■ **What is needed**: Using the listing below, select the lines with the word "screenshot" and copy them.
>>>>
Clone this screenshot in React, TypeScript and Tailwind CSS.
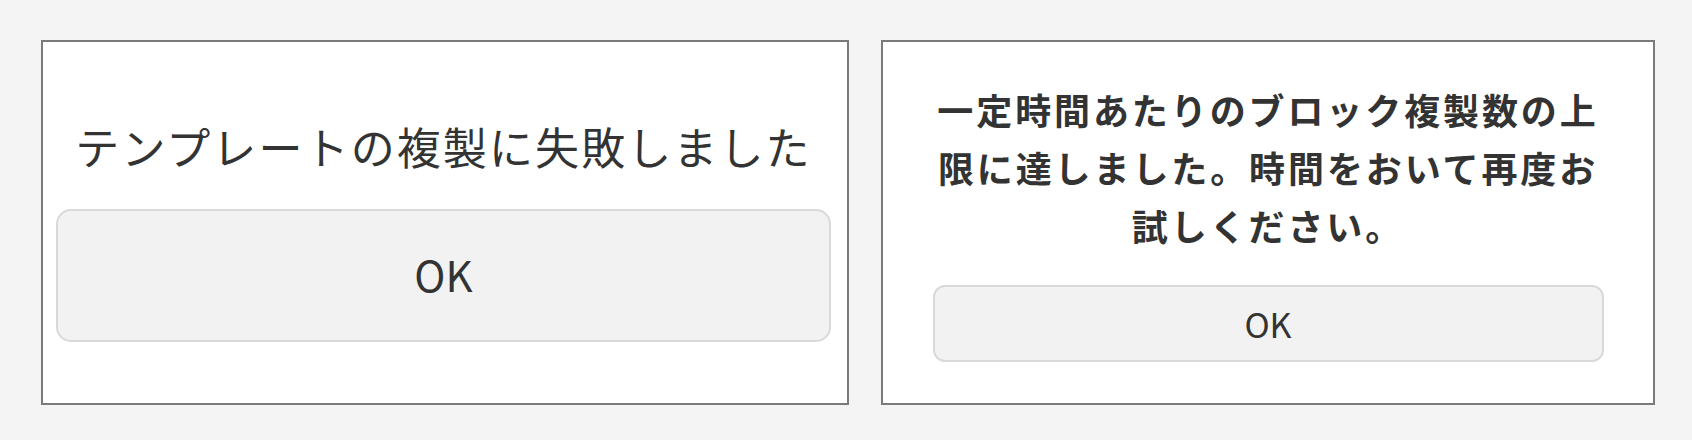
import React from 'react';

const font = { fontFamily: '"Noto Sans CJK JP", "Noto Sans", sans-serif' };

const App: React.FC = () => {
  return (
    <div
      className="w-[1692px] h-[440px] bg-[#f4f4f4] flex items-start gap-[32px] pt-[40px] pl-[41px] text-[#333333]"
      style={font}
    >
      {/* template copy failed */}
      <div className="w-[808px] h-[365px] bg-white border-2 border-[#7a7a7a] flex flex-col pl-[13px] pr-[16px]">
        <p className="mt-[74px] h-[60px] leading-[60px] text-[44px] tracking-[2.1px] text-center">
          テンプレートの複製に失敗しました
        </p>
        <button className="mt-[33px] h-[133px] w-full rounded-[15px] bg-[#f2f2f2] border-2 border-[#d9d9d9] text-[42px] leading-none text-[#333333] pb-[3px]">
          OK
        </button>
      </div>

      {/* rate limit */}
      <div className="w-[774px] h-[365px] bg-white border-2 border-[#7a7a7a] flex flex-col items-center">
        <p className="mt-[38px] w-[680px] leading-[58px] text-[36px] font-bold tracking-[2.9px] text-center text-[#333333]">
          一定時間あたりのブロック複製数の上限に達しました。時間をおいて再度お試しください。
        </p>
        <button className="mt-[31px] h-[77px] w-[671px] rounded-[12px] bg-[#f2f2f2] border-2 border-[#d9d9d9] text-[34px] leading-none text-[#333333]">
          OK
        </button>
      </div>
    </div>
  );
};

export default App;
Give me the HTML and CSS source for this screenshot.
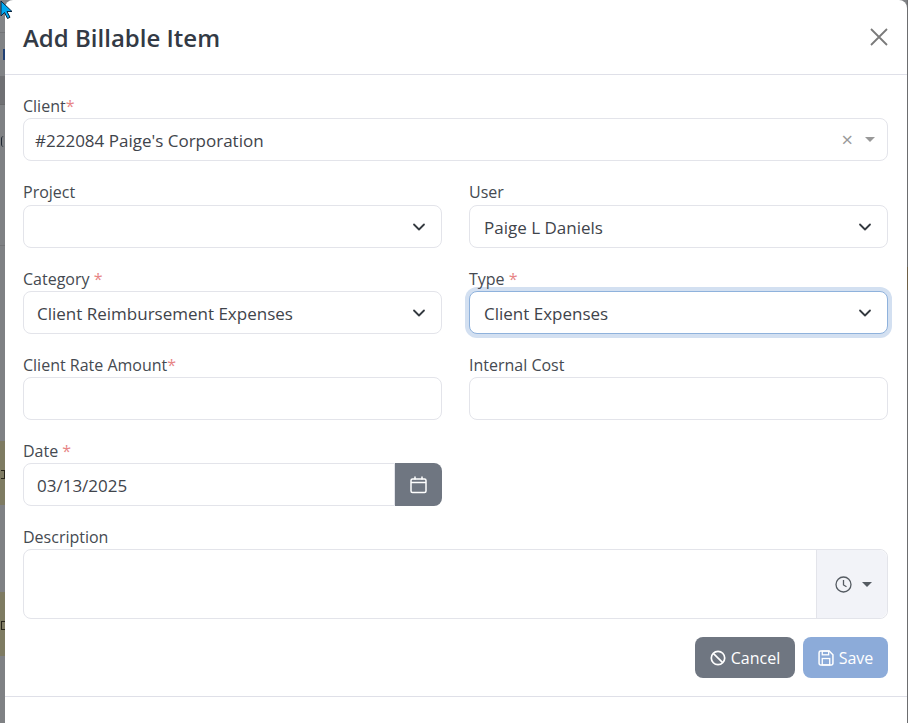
<<<<
■ **The result**:
Clone this screenshot in React, TypeScript and Tailwind CSS.
Give me the HTML and CSS source for this screenshot.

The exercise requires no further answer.